All this was on top of news that Deal and a partner had operated a salvage yard in Gainesville that for nearly 20 years enjoyed a no-bid agreement with the state to provide space for inspections of rebuilt vehicles.
And yet Deal coasted to victory over former Gov. Roy Barnes, a Democrat of proven experience whose financial paperwork was in exquisite order.
In 2010, being Republican mattered more than maintaining a balanced checkbook. Abrams is about to test whether the same standards apply in 2018, first to a Democrat and then – should she win the nomination – to an African-American woman in a general election.
Like Deal, Abrams points to family demands as a primary cause of her dilemma. Hurricane Katrina delivered a heavy blow to her Mississippi parents in 2005. “While delaying tax payments wasn’t my smartest move, it allowed me to take care of the parents who’d sacrificed so much for me and my siblings,” Abrams wrote in that same February article.
The more immediate problem for Abrams may be that she has surprised her supporters – and her former colleagues in the House.
Last month, a leaked memo to financial backers written by Abrams campaign manager Lauren Groh-Wargo made mention of “an IRS lien in Abram’s past” — but that was a reference to an argument with the tax man she settled in 2010, when she named her parents as financial dependents.
The February memo carried no hint of Abram’s current $54,000 debt to the IRS, which she is now addressing through a payment plan. And in her last campaign finance statement, Abrams disclosed a $50,000 personal loan she has made to her own campaign, which somewhat undercuts claims of family hardship.
Credit: Bob Andres
Credit: Bob Andres
Earlier this week, the Journal-Constitution's Dan Klepal reported that Abrams had held a minority stake in a financial services company that contracted with the state while she served in the General Assembly.
Again, it was the surprise that mattered — and allowed her Democratic primary rival, former state lawmaker Stacey Evans, to strike.
“No one in the Democratic caucus had any reason to think there were business dealings between her and the governor when she was negotiating on our behalf,” Evans said. “I think we should have been told that, and we weren’t.”
Abrams was the presumed Democratic frontrunner when she qualified for the Democratic primary earlier this month, and there’s no reason to think that will immediately change – for two reasons.
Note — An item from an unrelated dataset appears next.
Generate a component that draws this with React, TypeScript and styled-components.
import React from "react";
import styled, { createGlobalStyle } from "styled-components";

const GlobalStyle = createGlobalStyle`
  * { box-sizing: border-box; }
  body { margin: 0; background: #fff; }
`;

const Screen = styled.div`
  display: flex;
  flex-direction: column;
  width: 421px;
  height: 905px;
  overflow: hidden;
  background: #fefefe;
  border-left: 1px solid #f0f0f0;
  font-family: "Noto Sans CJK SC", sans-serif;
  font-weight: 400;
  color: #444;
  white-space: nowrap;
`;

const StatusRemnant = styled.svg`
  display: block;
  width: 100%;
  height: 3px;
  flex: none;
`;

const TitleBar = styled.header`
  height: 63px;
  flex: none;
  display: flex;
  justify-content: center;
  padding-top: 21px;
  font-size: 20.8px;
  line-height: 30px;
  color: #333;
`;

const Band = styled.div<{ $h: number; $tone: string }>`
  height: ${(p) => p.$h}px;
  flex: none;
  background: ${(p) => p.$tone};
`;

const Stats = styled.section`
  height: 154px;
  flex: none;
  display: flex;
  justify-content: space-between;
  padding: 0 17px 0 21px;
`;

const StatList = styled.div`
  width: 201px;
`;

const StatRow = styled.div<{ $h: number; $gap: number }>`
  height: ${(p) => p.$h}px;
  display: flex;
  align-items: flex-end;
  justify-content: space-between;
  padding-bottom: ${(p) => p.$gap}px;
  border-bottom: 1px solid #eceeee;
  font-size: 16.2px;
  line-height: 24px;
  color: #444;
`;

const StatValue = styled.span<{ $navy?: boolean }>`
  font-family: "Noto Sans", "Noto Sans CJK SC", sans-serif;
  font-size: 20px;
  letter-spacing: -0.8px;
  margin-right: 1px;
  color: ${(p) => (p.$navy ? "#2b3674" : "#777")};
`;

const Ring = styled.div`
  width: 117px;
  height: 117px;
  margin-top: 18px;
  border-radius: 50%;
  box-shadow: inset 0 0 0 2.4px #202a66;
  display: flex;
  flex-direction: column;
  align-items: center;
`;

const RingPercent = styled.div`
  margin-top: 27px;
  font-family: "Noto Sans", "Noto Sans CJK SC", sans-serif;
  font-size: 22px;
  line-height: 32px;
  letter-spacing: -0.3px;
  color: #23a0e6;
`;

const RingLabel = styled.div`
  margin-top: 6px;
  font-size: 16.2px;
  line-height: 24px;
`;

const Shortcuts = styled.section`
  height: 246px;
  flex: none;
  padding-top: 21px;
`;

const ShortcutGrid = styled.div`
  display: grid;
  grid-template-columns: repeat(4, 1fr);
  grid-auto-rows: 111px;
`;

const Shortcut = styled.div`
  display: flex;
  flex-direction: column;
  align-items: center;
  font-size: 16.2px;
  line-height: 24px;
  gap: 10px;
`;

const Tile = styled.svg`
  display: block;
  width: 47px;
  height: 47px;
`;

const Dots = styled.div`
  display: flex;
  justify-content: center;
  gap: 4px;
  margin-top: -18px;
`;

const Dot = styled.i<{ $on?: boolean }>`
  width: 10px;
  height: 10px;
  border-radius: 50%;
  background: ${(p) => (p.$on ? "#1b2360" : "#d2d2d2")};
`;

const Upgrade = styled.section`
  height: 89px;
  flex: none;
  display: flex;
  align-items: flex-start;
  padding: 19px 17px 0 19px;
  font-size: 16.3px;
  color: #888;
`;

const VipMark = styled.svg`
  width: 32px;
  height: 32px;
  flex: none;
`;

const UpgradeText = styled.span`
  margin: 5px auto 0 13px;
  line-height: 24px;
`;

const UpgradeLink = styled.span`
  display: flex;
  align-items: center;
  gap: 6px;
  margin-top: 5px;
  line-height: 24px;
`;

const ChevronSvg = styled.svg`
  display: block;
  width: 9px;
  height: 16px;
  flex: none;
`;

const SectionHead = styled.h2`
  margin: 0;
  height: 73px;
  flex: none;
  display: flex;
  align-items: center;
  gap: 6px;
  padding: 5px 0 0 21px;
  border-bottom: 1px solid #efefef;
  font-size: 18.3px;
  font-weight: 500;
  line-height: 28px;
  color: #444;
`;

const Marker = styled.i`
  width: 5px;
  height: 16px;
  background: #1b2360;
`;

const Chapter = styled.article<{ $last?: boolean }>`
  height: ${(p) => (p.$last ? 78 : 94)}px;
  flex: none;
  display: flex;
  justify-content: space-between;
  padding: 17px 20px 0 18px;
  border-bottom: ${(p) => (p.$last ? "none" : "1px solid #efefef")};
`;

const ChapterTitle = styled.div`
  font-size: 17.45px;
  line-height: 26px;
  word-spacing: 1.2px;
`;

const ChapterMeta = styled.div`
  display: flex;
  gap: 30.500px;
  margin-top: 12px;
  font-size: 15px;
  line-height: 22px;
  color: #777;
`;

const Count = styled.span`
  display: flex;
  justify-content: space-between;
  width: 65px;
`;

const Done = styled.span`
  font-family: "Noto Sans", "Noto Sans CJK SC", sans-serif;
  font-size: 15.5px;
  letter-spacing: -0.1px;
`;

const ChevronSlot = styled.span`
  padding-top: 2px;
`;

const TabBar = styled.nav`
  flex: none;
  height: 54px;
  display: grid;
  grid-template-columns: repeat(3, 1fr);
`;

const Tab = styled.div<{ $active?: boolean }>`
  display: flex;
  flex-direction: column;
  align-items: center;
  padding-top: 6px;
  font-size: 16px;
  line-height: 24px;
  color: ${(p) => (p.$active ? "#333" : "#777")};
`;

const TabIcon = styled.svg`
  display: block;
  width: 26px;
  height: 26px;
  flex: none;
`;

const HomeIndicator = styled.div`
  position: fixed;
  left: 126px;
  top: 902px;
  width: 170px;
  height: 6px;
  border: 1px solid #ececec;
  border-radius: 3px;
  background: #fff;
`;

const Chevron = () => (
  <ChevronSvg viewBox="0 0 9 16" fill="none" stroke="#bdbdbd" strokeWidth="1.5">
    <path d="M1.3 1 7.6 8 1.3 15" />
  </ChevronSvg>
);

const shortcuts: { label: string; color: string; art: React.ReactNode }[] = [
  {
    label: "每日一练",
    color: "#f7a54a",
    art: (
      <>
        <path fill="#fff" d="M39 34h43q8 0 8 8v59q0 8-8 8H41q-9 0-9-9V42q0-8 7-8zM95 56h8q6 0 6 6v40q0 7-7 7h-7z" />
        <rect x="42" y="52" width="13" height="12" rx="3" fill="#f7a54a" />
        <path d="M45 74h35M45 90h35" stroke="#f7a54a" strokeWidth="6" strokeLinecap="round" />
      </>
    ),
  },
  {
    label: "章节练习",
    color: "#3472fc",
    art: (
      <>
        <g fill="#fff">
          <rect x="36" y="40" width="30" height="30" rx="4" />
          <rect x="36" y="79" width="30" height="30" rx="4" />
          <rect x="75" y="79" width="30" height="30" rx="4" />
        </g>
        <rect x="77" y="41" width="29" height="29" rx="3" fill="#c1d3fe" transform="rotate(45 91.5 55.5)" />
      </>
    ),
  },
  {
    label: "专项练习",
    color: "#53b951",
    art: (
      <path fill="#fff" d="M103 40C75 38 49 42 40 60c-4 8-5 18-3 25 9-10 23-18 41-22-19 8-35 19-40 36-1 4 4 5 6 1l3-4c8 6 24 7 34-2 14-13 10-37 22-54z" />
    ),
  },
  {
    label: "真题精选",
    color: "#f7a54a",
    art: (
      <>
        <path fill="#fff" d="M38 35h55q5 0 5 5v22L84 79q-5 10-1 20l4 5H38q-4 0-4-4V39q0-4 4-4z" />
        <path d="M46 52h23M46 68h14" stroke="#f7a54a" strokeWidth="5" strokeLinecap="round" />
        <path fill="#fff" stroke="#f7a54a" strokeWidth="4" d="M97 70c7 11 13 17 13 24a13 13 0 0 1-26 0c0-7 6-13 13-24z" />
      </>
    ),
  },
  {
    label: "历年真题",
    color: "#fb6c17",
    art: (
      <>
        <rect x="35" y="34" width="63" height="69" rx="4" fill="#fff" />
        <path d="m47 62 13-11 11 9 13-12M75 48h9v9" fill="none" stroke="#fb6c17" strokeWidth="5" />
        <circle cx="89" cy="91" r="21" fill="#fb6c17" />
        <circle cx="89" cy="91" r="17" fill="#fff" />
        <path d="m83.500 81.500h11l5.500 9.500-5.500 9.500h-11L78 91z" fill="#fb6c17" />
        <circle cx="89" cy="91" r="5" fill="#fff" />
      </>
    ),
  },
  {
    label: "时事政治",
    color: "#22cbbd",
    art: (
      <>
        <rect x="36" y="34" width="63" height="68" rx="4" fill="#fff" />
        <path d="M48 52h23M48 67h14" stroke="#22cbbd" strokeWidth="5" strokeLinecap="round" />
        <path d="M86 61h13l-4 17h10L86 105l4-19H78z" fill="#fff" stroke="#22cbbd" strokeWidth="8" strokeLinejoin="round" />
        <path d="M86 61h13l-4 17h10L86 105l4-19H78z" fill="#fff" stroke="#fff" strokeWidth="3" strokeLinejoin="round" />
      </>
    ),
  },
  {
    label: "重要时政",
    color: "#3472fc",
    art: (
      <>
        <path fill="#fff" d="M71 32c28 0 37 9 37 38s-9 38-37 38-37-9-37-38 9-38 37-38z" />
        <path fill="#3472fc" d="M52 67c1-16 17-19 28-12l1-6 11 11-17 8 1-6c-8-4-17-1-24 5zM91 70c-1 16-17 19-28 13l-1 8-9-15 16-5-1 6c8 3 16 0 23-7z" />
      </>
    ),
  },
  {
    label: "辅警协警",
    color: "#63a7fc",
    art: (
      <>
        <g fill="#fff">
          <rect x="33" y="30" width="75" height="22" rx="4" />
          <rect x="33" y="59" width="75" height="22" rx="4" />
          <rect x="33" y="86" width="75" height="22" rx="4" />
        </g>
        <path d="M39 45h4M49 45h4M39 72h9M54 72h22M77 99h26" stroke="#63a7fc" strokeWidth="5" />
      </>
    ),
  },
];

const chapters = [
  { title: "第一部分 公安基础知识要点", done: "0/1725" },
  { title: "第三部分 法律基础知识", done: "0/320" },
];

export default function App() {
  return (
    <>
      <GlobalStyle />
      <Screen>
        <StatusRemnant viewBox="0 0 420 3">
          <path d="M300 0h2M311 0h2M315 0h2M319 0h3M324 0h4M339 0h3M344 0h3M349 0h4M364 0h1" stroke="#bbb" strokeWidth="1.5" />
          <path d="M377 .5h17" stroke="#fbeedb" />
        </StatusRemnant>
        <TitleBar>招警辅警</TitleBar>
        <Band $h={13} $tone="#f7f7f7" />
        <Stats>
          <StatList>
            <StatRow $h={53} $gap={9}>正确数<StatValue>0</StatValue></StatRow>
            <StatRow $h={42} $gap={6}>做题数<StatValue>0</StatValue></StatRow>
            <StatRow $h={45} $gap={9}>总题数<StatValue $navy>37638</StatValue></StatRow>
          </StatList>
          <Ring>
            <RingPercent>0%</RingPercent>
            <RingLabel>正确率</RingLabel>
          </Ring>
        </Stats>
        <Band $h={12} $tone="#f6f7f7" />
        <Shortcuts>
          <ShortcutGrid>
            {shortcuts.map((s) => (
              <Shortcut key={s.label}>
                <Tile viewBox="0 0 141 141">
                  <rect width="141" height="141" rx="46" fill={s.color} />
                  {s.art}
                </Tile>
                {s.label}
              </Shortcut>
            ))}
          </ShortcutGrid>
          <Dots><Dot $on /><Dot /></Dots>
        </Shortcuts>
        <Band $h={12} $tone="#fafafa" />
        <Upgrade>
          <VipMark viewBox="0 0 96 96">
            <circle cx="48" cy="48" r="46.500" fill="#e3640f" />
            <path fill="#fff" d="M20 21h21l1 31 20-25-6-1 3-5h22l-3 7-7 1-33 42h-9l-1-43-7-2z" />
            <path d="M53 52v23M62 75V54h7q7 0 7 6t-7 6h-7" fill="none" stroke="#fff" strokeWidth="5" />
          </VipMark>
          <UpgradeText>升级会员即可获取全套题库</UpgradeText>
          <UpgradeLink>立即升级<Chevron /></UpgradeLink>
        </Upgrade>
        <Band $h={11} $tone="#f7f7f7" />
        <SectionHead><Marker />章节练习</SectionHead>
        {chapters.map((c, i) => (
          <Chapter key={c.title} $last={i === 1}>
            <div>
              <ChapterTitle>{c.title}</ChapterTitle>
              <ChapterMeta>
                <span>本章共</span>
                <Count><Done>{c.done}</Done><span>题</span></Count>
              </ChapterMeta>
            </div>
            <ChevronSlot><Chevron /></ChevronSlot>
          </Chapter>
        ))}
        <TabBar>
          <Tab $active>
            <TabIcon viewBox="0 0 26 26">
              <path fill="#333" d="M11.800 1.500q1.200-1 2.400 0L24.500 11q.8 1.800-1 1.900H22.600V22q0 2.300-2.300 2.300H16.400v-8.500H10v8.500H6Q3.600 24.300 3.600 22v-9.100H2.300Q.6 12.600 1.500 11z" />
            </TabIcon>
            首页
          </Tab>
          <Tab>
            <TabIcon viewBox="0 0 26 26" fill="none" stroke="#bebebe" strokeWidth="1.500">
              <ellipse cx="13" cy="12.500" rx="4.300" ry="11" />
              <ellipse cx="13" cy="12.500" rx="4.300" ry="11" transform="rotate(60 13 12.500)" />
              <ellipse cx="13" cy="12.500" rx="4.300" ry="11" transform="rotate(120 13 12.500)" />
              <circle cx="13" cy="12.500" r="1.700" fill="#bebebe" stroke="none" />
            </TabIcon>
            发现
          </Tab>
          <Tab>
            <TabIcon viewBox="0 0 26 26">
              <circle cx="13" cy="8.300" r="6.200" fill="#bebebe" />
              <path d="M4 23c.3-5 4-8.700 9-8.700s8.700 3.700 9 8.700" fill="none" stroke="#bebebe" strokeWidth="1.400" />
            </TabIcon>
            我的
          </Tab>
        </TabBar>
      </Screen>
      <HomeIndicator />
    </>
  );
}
First, the Great Recession has in fact changed how we evaluate the financial acumen of political candidates. Pristine contenders have become as rare as an unbroken bracket in this year’s March Madness.
"The fact that a candidate can relate to the lives of the 99 percent is a plus," Eric Robertson, a former union activist and close Abrams ally, wrote in a Daily Kos piece published Monday. I heard the same words spoken by many a bankrupt Republican in 2010, trying to explain why he or she remained viable.
This is not a universal opinion.
Supporters of Stacey Evans argue that Abrams’ financial missteps jeopardize her viability. Bobby Kahn, the former chief of staff to Governor Barnes, is backing Evans – and is a paid consultant involved in her media campaign.
He hears echos of the 2010 campaign and Nathan Deal’s financial situation, but insisted he was not speaking for the Evans campaign. “There are a lot of parallels,” Kahn said. “The financing was a mess. The self-dealing and conflicts of interest were and are there for both of them. He had debts, she has debts. I believe it will matter in the primary and the general election.”
Kahn thinks President Donald Trump and his refusal to come clean about his sources of income, or even to divest himself of his business interests in traditional fashion, have made voters more sensitive to the issue. “Especially Democrats,” he said.
Kahn is likely wrong, and right, too.
November 2010 was a second mid-term election for President Barack Obama. Georgia Republicans were a polarized and activated group. The “R” beside Deal’s name overrode any misgivings over the state of his finances.
One suspects that Georgia Democrats, in their furor over Trump, may be in a similar state this year. In that case, absent a big push by Evans in the coming weeks, Abram’s emphasis on ideology and history – the nation has never elected a black woman as governor — could carry her through the primary.
But should the tax lawyer make it to a general election, Abram’s financial missteps would indeed be used as an unforgiving hammer against her. That requires no guesswork.
Ideology has pushed us deep into the Age of Moral Relativism.
Republicans who ignored Deal’s problems in 2010 would discover that financial responsibility is a weightier issue this November, especially if the opposition were both Democrat and, perhaps, black.
And Democrats outraged by Deal’s insolvency eight years ago would suddenly discover empathy for a candidate under financial stress.
It’s what makes the coming season so uncomfortable, and interesting.